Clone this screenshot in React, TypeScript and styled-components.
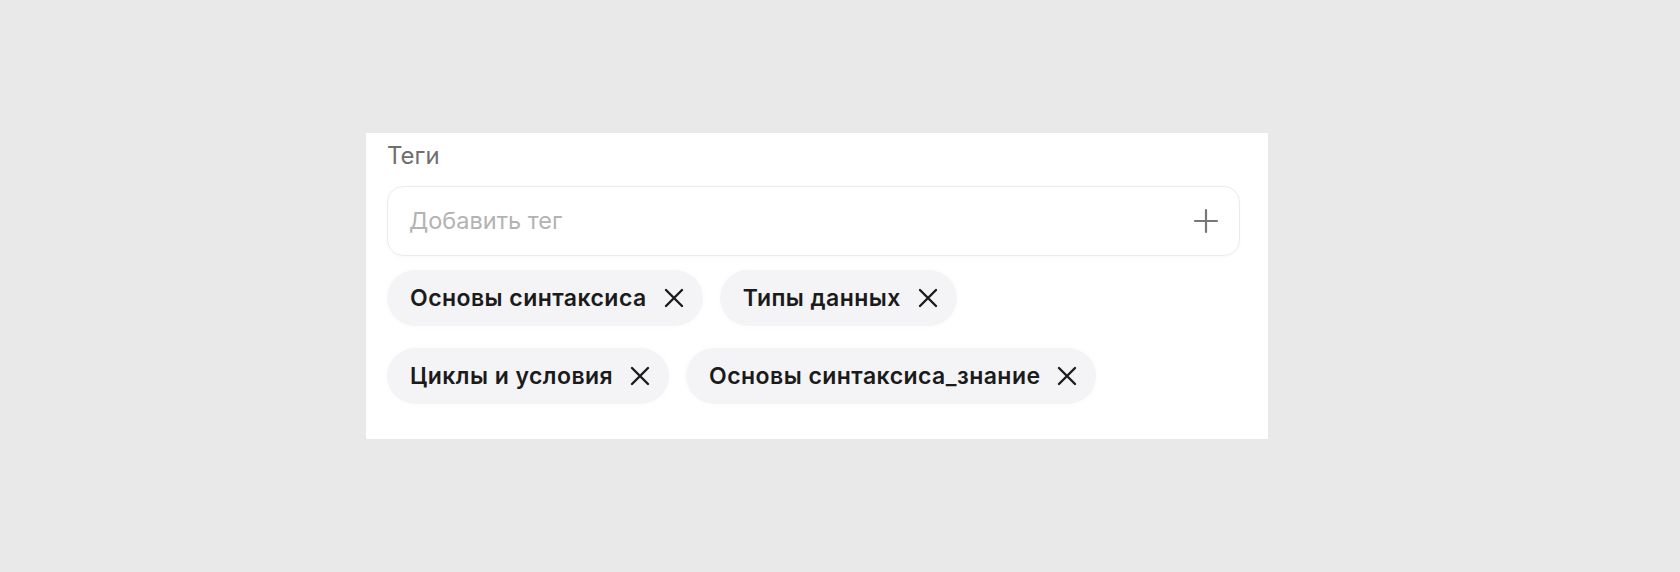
import React from "react";
import styled, { createGlobalStyle } from "styled-components";

const Global = createGlobalStyle`
  html, body { margin: 0; padding: 0; background: #e9e9e9; }
  body { font-family: Inter, "Noto Sans", Roboto, sans-serif; -webkit-font-smoothing: antialiased; }
`;

const Page = styled.div`
  width: 1680px;
  height: 572px;
  padding: 133px 0 0 366px;
  box-sizing: border-box;
`;

const Panel = styled.section`
  width: 902px;
  height: 306px;
  box-sizing: border-box;
  background: #fff;
  padding: 8px 28px 0 21px;
  display: flex;
  flex-direction: column;
`;

const Label = styled.div`
  font-size: 24px;
  line-height: 30px;
  color: #6f6f6f;
  font-weight: 400;
`;

const InputBox = styled.div`
  margin-top: 15px;
  height: 70px;
  box-sizing: border-box;
  border: 1.5px solid #ebebeb;
  border-radius: 16px;
  display: flex;
  align-items: center;
  padding: 0 20px 0 21px;
  box-shadow: 0 1px 3px rgba(0,0,0,0.03);
`;

const Placeholder = styled.span`
  flex: 1;
  font-size: 23.5px;
  color: #b3b3b3;
  margin-top: -2px;
`;

const Chips = styled.div`
  margin-top: 14px;
  display: flex;
  flex-wrap: wrap;
  gap: 22px 17px;
  width: 740px;
`;

const Chip = styled.div`
  height: 56px;
  box-sizing: border-box;
  border-radius: 28px;
  background: #f4f4f6;
  box-shadow: 0 0 8px rgba(0,0,0,0.025);
  display: flex;
  align-items: center;
  gap: 16px;
  padding: 0 18px 0 23px;
  font-size: 23px;
  letter-spacing: 0.45px;
  font-weight: 600;
  color: #1b1b1b;
`;

const Close = styled.svg`
  width: 22px;
  height: 22px;
  flex: none;
`;

const Plus = styled.svg`
  width: 26px;
  height: 26px;
`;

const tags = ["Основы синтаксиса", "Типы данных", "Циклы и условия", "Основы синтаксиса_знание"];

export default function App() {
  return (
    <Page>
      <Global />
      <Panel>
        <Label>Теги</Label>
        <InputBox>
          <Placeholder>Добавить тег</Placeholder>
          <Plus viewBox="0 0 26 26">
            <path d="M13 2v22M2 13h22" stroke="#777" strokeWidth="2.2" strokeLinecap="round" />
          </Plus>
        </InputBox>
        <Chips>
          {tags.map((t) => (
            <Chip key={t}>
              {t}
              <Close viewBox="0 0 22 22">
                <path d="M3 3l16 16M19 3L3 19" stroke="#1b1b1b" strokeWidth="2.4" strokeLinecap="round" />
              </Close>
            </Chip>
          ))}
        </Chips>
      </Panel>
    </Page>
  );
}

- **Task statement**
Omit every picture, then repeat the remaining data exactly as it appears above.

- **The answer**
Clone this screenshot in React, TypeScript and styled-components.
import React from "react";
import styled, { createGlobalStyle } from "styled-components";

const Global = createGlobalStyle`
  html, body { margin: 0; padding: 0; background: #e9e9e9; }
  body { font-family: Inter, "Noto Sans", Roboto, sans-serif; -webkit-font-smoothing: antialiased; }
`;

const Page = styled.div`
  width: 1680px;
  height: 572px;
  padding: 133px 0 0 366px;
  box-sizing: border-box;
`;

const Panel = styled.section`
  width: 902px;
  height: 306px;
  box-sizing: border-box;
  background: #fff;
  padding: 8px 28px 0 21px;
  display: flex;
  flex-direction: column;
`;

const Label = styled.div`
  font-size: 24px;
  line-height: 30px;
  color: #6f6f6f;
  font-weight: 400;
`;

const InputBox = styled.div`
  margin-top: 15px;
  height: 70px;
  box-sizing: border-box;
  border: 1.5px solid #ebebeb;
  border-radius: 16px;
  display: flex;
  align-items: center;
  padding: 0 20px 0 21px;
  box-shadow: 0 1px 3px rgba(0,0,0,0.03);
`;

const Placeholder = styled.span`
  flex: 1;
  font-size: 23.5px;
  color: #b3b3b3;
  margin-top: -2px;
`;

const Chips = styled.div`
  margin-top: 14px;
  display: flex;
  flex-wrap: wrap;
  gap: 22px 17px;
  width: 740px;
`;

const Chip = styled.div`
  height: 56px;
  box-sizing: border-box;
  border-radius: 28px;
  background: #f4f4f6;
  box-shadow: 0 0 8px rgba(0,0,0,0.025);
  display: flex;
  align-items: center;
  gap: 16px;
  padding: 0 18px 0 23px;
  font-size: 23px;
  letter-spacing: 0.45px;
  font-weight: 600;
  color: #1b1b1b;
`;

const Close = styled.svg`
  width: 22px;
  height: 22px;
  flex: none;
`;

const Plus = styled.svg`
  width: 26px;
  height: 26px;
`;

const tags = ["Основы синтаксиса", "Типы данных", "Циклы и условия", "Основы синтаксиса_знание"];

export default function App() {
  return (
    <Page>
      <Global />
      <Panel>
        <Label>Теги</Label>
        <InputBox>
          <Placeholder>Добавить тег</Placeholder>
          <Plus viewBox="0 0 26 26">
            <path d="M13 2v22M2 13h22" stroke="#777" strokeWidth="2.2" strokeLinecap="round" />
          </Plus>
        </InputBox>
        <Chips>
          {tags.map((t) => (
            <Chip key={t}>
              {t}
              <Close viewBox="0 0 22 22">
                <path d="M3 3l16 16M19 3L3 19" stroke="#1b1b1b" strokeWidth="2.4" strokeLinecap="round" />
              </Close>
            </Chip>
          ))}
        </Chips>
      </Panel>
    </Page>
  );
}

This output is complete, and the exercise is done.